======== STORED DATA

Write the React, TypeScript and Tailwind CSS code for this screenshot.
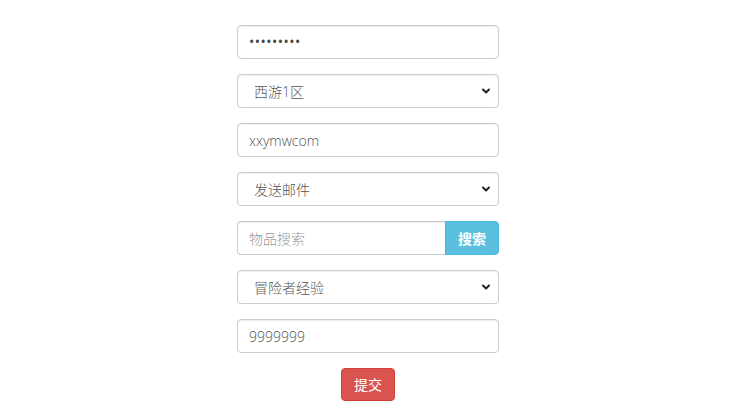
import React from 'react';

const font = { fontFamily: '"Open Sans", "Noto Sans CJK SC", sans-serif' };

function Chevron() {
    return (
        <svg width="10" height="10" viewBox="0 0 10 10" className="absolute right-[7px] top-1/2 -translate-y-1/2 pointer-events-none">
            <path d="M2 3.5 L5 6.5 L8 3.5" fill="none" stroke="#222" strokeWidth="2" strokeLinecap="round" strokeLinejoin="round" />
        </svg>
    );
}

function SelectBox({ value }: { value: string }) {
    return (
        <div className="relative h-[34px] w-full rounded-[4px] border border-[#ccc] bg-white shadow-[inset_0_1px_1px_rgba(0,0,0,0.075)]">
            <div className="flex h-full items-center pl-[16px] text-[14px] font-light text-[#555]">{value}</div>
            <Chevron />
        </div>
    );
}

function TextBox({ value, placeholder }: { value?: string; placeholder?: string }) {
    return (
        <input
            readOnly
            value={value}
            placeholder={placeholder}
            style={font}
            className="h-[34px] w-full rounded-[4px] border border-[#ccc] bg-white px-[11px] text-[14px] font-light text-[#555] shadow-[inset_0_1px_1px_rgba(0,0,0,0.075)] outline-none placeholder:text-[#999]"
        />
    );
}

export default function App() {
    return (
        <div className="flex min-h-[412px] justify-center bg-white pl-[5px] pt-[25px]" style={font}>
            <div className="flex w-[262px] flex-col gap-[15px]">
                <div className="flex h-[34px] w-full items-center rounded-[4px] border border-[#ccc] bg-white px-[11px] shadow-[inset_0_1px_1px_rgba(0,0,0,0.075)]">
                    <span className="text-[14px] leading-none tracking-[0.5px] text-[#444]">•••••••••</span>
                </div>
                <SelectBox value="西游1区" />
                <TextBox value="xxymwcom" />
                <SelectBox value="发送邮件" />
                <div className="flex h-[34px] w-full">
                    <input
                        readOnly
                        placeholder="物品搜索"
                        style={font}
                        className="h-full min-w-0 flex-1 rounded-l-[4px] border border-r-0 border-[#ccc] bg-white px-[11px] text-[14px] font-light text-[#555] shadow-[inset_0_1px_1px_rgba(0,0,0,0.075)] outline-none placeholder:text-[#999]"
                    />
                    <button className="h-full w-[54px] rounded-r-[4px] border border-[#46b8da] bg-[#5bc0de] text-[14px] font-bold text-white">
                        搜索
                    </button>
                </div>
                <SelectBox value="冒险者经验" />
                <TextBox value="9999999" />
                <div className="flex justify-center">
                    <button className="h-[33px] w-[54px] rounded-[4px] border border-[#d43f3a] bg-[#d9534f] text-[14px] text-white">
                        提交
                    </button>
                </div>
            </div>
        </div>
    );
}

================

REQUIRED TASK:
Determine the number of lines in the data that contain "React" as a word or string, and state only that number.

TASK RESULT:
2